Ricardo "Ricky" Monreal De Ungria (born 1951) is a Filipino poet.

==Early life and education==
De Ungria was born in 1951 and raised in Paco, Manila. He did spoken word poetry and performed in a rock band in the 1970s. He graduated with a Bachelor's degree cum laude in Literature from the De La Salle University. In 1990, while on a Fulbright Scholarship in the United States, he was awarded an MFA in creative writing from Washington University in St. Louis. He received writing residency fellowships at the Hawthornden Castle International Retreat for Writers in 1991 and the Bellagio Study of Conference Center in 1993.

==Career==
In 1999, he moved to Davao City to become the first dean of the College of Humanities and Social Sciences of the newly established University of the Philippines Mindanao campus. In the same year, he founded the Davao Writers Guild, which publishes the works of its members; holds poetry readings; and hosts the Davao Writing Workshops, which started in 2005. The Guild has been publishing Cebuano, Filipino, Davaoeño, Karay-a, and English works in the literary journal Dagmay since 2001. In 2006, they began publishing a monthly literary supplement in SunStar Davao.

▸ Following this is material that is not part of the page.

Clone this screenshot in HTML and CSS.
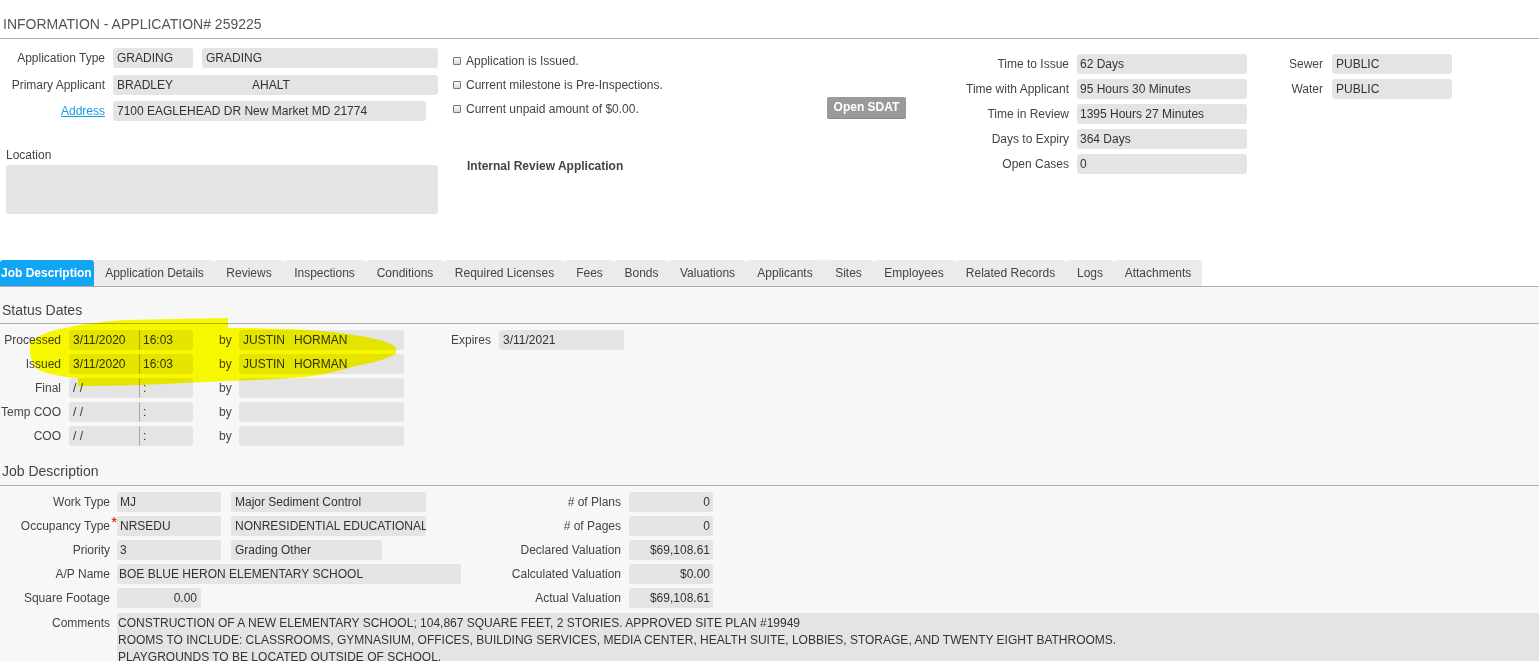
FILE: index.html
```html
<!DOCTYPE html>
<html>
<head>
<meta charset="utf-8">
<title>Information - Application# 259225</title>
<link rel="stylesheet" href="styles.css">
</head>
<body>
<div class="page">
  <div class="title">INFORMATION - APPLICATION# 259225</div>

  <div class="top">
    <div class="col-left">
      <div class="frow">
        <span class="lbl lbl-top">Application Type</span>
        <span class="fld w80">GRADING</span>
        <span class="fld w236 ml9">GRADING</span>
      </div>
      <div class="frow r2">
        <span class="lbl lbl-top">Primary Applicant</span>
        <span class="fld w135 join-l">BRADLEY</span>
        <span class="fld w190 join-r">AHALT</span>
      </div>
      <div class="frow r3">
        <span class="lbl lbl-top"><a class="link" href="#">Address</a></span>
        <span class="fld w313">7100 EAGLEHEAD DR New Market MD 21774</span>
      </div>
      <div class="loc-lbl">Location</div>
      <div class="loc-box"></div>
    </div>

    <div class="col-mid">
      <div class="checks">
        <div class="checklist">
          <div class="chk"><span class="box"></span>Application is Issued.</div>
          <div class="chk"><span class="box"></span>Current milestone is Pre-Inspections.</div>
          <div class="chk"><span class="box"></span>Current unpaid amount of $0.00.</div>
        </div>
        <div class="btn">Open SDAT</div>
      </div>
      <div class="internal">Internal Review Application</div>
    </div>

    <div class="col-right">
      <div class="frow"><span class="lbl lbl-r">Time to Issue</span><span class="fld w170">62 Days</span></div>
      <div class="frow g5"><span class="lbl lbl-r">Time with Applicant</span><span class="fld w170">95 Hours 30 Minutes</span></div>
      <div class="frow g5"><span class="lbl lbl-r">Time in Review</span><span class="fld w170">1395 Hours 27 Minutes</span></div>
      <div class="frow g5"><span class="lbl lbl-r">Days to Expiry</span><span class="fld w170">364 Days</span></div>
      <div class="frow g5"><span class="lbl lbl-r">Open Cases</span><span class="fld w170">0</span></div>
    </div>

    <div class="col-sew">
      <div class="frow"><span class="lbl lbl-s">Sewer</span><span class="fld w120">PUBLIC</span></div>
      <div class="frow g5"><span class="lbl lbl-s">Water</span><span class="fld w120">PUBLIC</span></div>
    </div>
  </div>

  <div class="tabs">
    <div class="tab active">Job Description</div>
    <div class="tab">Application Details</div>
    <div class="tab">Reviews</div>
    <div class="tab">Inspections</div>
    <div class="tab">Conditions</div>
    <div class="tab">Required Licenses</div>
    <div class="tab">Fees</div>
    <div class="tab">Bonds</div>
    <div class="tab">Valuations</div>
    <div class="tab">Applicants</div>
    <div class="tab">Sites</div>
    <div class="tab">Employees</div>
    <div class="tab">Related Records</div>
    <div class="tab">Logs</div>
    <div class="tab">Attachments</div>
  </div>

  <div class="content">
    <div class="sec-h">Status Dates</div>
    <div class="status">
      <div class="frow">
        <span class="lbl lbl-st">Processed</span>
        <span class="fld date">3/11/2020</span><span class="fld time">16:03</span>
        <span class="by">by</span>
        <span class="fld byf"><span class="fn">JUSTIN</span>HORMAN</span>
        <span class="lbl lbl-exp">Expires</span>
        <span class="fld w125">3/11/2021</span>
      </div>
      <div class="frow g4">
        <span class="lbl lbl-st">Issued</span>
        <span class="fld date">3/11/2020</span><span class="fld time">16:03</span>
        <span class="by">by</span>
        <span class="fld byf"><span class="fn">JUSTIN</span>HORMAN</span>
      </div>
      <div class="frow g4">
        <span class="lbl lbl-st">Final</span>
        <span class="fld date">/ /</span><span class="fld time">:</span>
        <span class="by">by</span>
        <span class="fld byf"></span>
      </div>
      <div class="frow g4">
        <span class="lbl lbl-st">Temp COO</span>
        <span class="fld date">/ /</span><span class="fld time">:</span>
        <span class="by">by</span>
        <span class="fld byf"></span>
      </div>
      <div class="frow g4">
        <span class="lbl lbl-st">COO</span>
        <span class="fld date">/ /</span><span class="fld time">:</span>
        <span class="by">by</span>
        <span class="fld byf"></span>
      </div>
    </div>

    <div class="sec-h sec-h2">Job Description</div>
    <div class="job">
      <div class="frow">
        <div class="jleft">
          <span class="lbl lbl-j">Work Type</span>
          <span class="fld w104">MJ</span>
          <span class="fld w195 ml10">Major Sediment Control</span>
        </div>
        <span class="lbl lbl-jr">#&nbsp;of Plans</span>
        <span class="fld num">0</span>
      </div>
      <div class="frow g4">
        <div class="jleft">
          <span class="lbl lbl-j req">Occupancy Type<span class="star">*</span></span>
          <span class="fld w104">NRSEDU</span>
          <span class="fld w195 ml10">NONRESIDENTIAL EDUCATIONAL</span>
        </div>
        <span class="lbl lbl-jr">#&nbsp;of Pages</span>
        <span class="fld num">0</span>
      </div>
      <div class="frow g4">
        <div class="jleft">
          <span class="lbl lbl-j">Priority</span>
          <span class="fld w104">3</span>
          <span class="fld w151 ml10">Grading Other</span>
        </div>
        <span class="lbl lbl-jr">Declared Valuation</span>
        <span class="fld num">$69,108.61</span>
      </div>
      <div class="frow g4">
        <div class="jleft">
          <span class="lbl lbl-j">A/P Name</span>
          <span class="fld w344">BOE BLUE HERON ELEMENTARY SCHOOL</span>
        </div>
        <span class="lbl lbl-jr">Calculated Valuation</span>
        <span class="fld num">$0.00</span>
      </div>
      <div class="frow g4">
        <div class="jleft">
          <span class="lbl lbl-j">Square Footage</span>
          <span class="fld w84 right">0.00</span>
        </div>
        <span class="lbl lbl-jr">Actual Valuation</span>
        <span class="fld num">$69,108.61</span>
      </div>
      <div class="crow">
        <span class="lbl lbl-j clbl">Comments</span>
        <div class="comments">CONSTRUCTION OF A NEW ELEMENTARY SCHOOL; 104,867 SQUARE FEET, 2 STORIES. APPROVED SITE PLAN #19949<br>ROOMS TO INCLUDE: CLASSROOMS, GYMNASIUM, OFFICES, BUILDING SERVICES, MEDIA CENTER, HEALTH SUITE, LOBBIES, STORAGE, AND TWENTY EIGHT BATHROOMS.<br>PLAYGROUNDS TO BE LOCATED OUTSIDE OF SCHOOL.</div>
      </div>
    </div>
  </div>

  <svg class="highlight" width="420" height="100" viewBox="0 0 420 100" aria-hidden="true">
    <path d="M30,43 C38,34 54,30 70,27 C90,23 110,21 124,20 L228,18 L228,28 C262,28 300,29 322,31 C362,35 392,41 396,48 L396,54 C387,59 372,63 356,66 C341,70 331,73 320,75 C290,79 260,80 228,81 L183,83 C150,85 120,86 78,86 L78,78 C60,77 44,73 37,69 C31,64 29,51 30,43 Z" fill="#ffff00"/>
  </svg>
</div>
</body>
</html>
```

FILE: styles.css
```css
* { box-sizing: border-box; }
html, body { margin: 0; padding: 0; }
body {
  font-family: "Liberation Sans", Arial, sans-serif;
  font-size: 12px;
  color: #333;
  background: #fff;
}
.page {
  position: relative;
  height: 661px;
  overflow: hidden;
  display: flex;
  flex-direction: column;
}
.title {
  flex-shrink: 0;
  height: 39px;
  font-size: 14px;
  line-height: 16px;
  color: #555;
  padding: 16px 3px 6px;
  border-bottom: 1px solid #adadad;
}

/* generic field rows */
.frow { display: flex; align-items: center; height: 20px; }
.g4 { margin-top: 4px; }
.g5 { margin-top: 5px; }
.lbl {
  flex-shrink: 0;
  text-align: right;
  color: #444;
  line-height: 14px;
  white-space: nowrap;
}
.fld {
  flex-shrink: 0;
  display: block;
  height: 20px;
  line-height: 20px;
  padding: 0 4px;
  background: #e4e4e4;
  border-radius: 3px;
  color: #333;
  white-space: nowrap;
  overflow: hidden;
}
.right { text-align: right; }
.ml9 { margin-left: 9px; }
.ml10 { margin-left: 10px; }
.w80 { width: 80px; }
.w84 { width: 84px; }
.w104 { width: 104px; padding-left: 3px; }
.w120 { width: 120px; }
.w125 { width: 125px; }
.w135 { width: 135px; }
.w151 { width: 151px; }
.w170 { width: 170px; padding-left: 3px; }
.w190 { width: 190px; }
.w195 { width: 195px; }
.w236 { width: 236px; }
.w313 { width: 313px; }
.w344 { width: 344px; padding-left: 2px; }
.join-l { border-radius: 3px 0 0 3px; }
.join-r { border-radius: 0 3px 3px 0; }

/* top area */
.top { display: flex; height: 221px; flex-shrink: 0; }
.col-left { width: 440px; padding-top: 9px; }
.r2 { margin-top: 7px; }
.r3 { margin-top: 6px; }
.lbl-top { width: 105px; margin-right: 8px; }
.link { color: #1a9be6; text-decoration: underline; }
.loc-lbl {
  margin-top: 27px;
  padding-left: 6px;
  line-height: 14px;
  color: #444;
}
.loc-box {
  margin: 3px 0 0 6px;
  width: 432px;
  height: 49px;
  background: #e4e4e4;
  border-radius: 3px;
}

.col-mid { margin-left: 13px; width: 507px; padding-top: 15px; }
.checks { display: flex; align-items: flex-start; }
.checklist { width: 374px; }
.chk {
  display: flex;
  align-items: center;
  height: 14px;
  line-height: 14px;
  color: #444;
}
.chk + .chk { margin-top: 10px; }
.box {
  width: 8px;
  height: 8px;
  margin-right: 5px;
  border: 1px solid #777;
  border-radius: 1px;
  background: linear-gradient(#fafafa, #d8d8d8);
}
.btn {
  margin-top: 43px;
  width: 79px;
  height: 21px;
  line-height: 21px;
  text-align: center;
  background: #9a9a9a;
  color: #fff;
  font-weight: bold;
  border-radius: 2px;
  box-shadow: 0 1px 0 #888;
}
.internal {
  margin-top: 41px;
  padding-left: 14px;
  line-height: 14px;
  font-weight: bold;
  color: #444;
}

.col-right { padding-top: 15px; }
.lbl-r { width: 109px; margin-right: 8px; }
.col-sew { margin-left: 16px; padding-top: 15px; }
.lbl-s { width: 60px; margin-right: 9px; }

/* tabs */
.tabs {
  flex-shrink: 0;
  display: grid;
  grid-template-columns: 94px 121px 68px 83px 78px 121px 49px 55px 77px 78px 49px 82px 111px 48px 88px;
  height: 27px;
  border-bottom: 1px solid #adadad;
}
.tab {
  height: 26px;
  line-height: 26px;
  text-align: center;
  white-space: nowrap;
  background: #ebebeb;
  color: #444;
  border-radius: 3px 3px 0 0;
}
.tab.active {
  background: #12a5f4;
  color: #fff;
  font-weight: bold;
  text-align: left;
  padding-left: 1px;
}

/* content */
.content { flex: 1; background: #f7f7f7; }
.sec-h {
  font-size: 14px;
  line-height: 16px;
  color: #444;
  padding: 15px 2px 5px;
  border-bottom: 1px solid #adadad;
}
.sec-h2 { padding-top: 17px; padding-bottom: 6px; }

.status { padding-top: 6px; }
.lbl-st { width: 61px; margin-right: 8px; }
.date { width: 70px; border-radius: 3px 0 0 3px; }
.time {
  width: 54px;
  border-left: 1px solid #a9a9a9;
  border-radius: 0 3px 3px 0;
  padding-left: 3px;
}
.by { width: 46px; padding-left: 26px; color: #444; line-height: 14px; }
.byf { width: 165px; }
.fn { display: inline-block; width: 51px; }
.lbl-exp { width: 87px; margin-right: 8px; }

.job { padding-top: 6px; }
.jleft { display: flex; align-items: center; width: 470px; flex-shrink: 0; }
.lbl-j { width: 110px; margin-right: 7px; }
.req { position: relative; }
.star {
  position: absolute;
  right: -7px;
  top: -5px;
  color: #d40000;
  font-size: 15px;
  line-height: 15px;
}
.lbl-jr { width: 151px; margin-right: 8px; }
.num { width: 84px; text-align: right; padding-right: 3px; }
.crow { display: flex; align-items: flex-start; margin-top: 5px; }
.clbl { line-height: 17px; padding-top: 2px; }
.comments {
  flex: 1;
  min-height: 80px;
  background: #e4e4e4;
  border-radius: 3px 0 0 3px;
  padding: 2px 0 0 1px;
  line-height: 17px;
  color: #333;
  white-space: nowrap;
}

/* hand-drawn annotation over the status rows */
.highlight {
  position: absolute;
  left: 0;
  top: 300px;
  pointer-events: none;
  mix-blend-mode: multiply;
}
```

While serving as Chancellor of UP Mindanao (2001-2007), he also organized the Davao Colleges and Universities Network (DACUN) in 2001 and the Mindanao Studies Consortium Foundation, Inc. (MSCFI) in 2003, both being a consortium of universities in the Davao and Mindanao regions, respectively. In 2004, he also organized the Mindanao Science and Technology Park Consortium Foundation, Inc. that was a consortium of academic institutions and government agencies in the Mintal area of Davao. He had retired from formally teaching creative writing and literature at U.P. Mindanao by 2018.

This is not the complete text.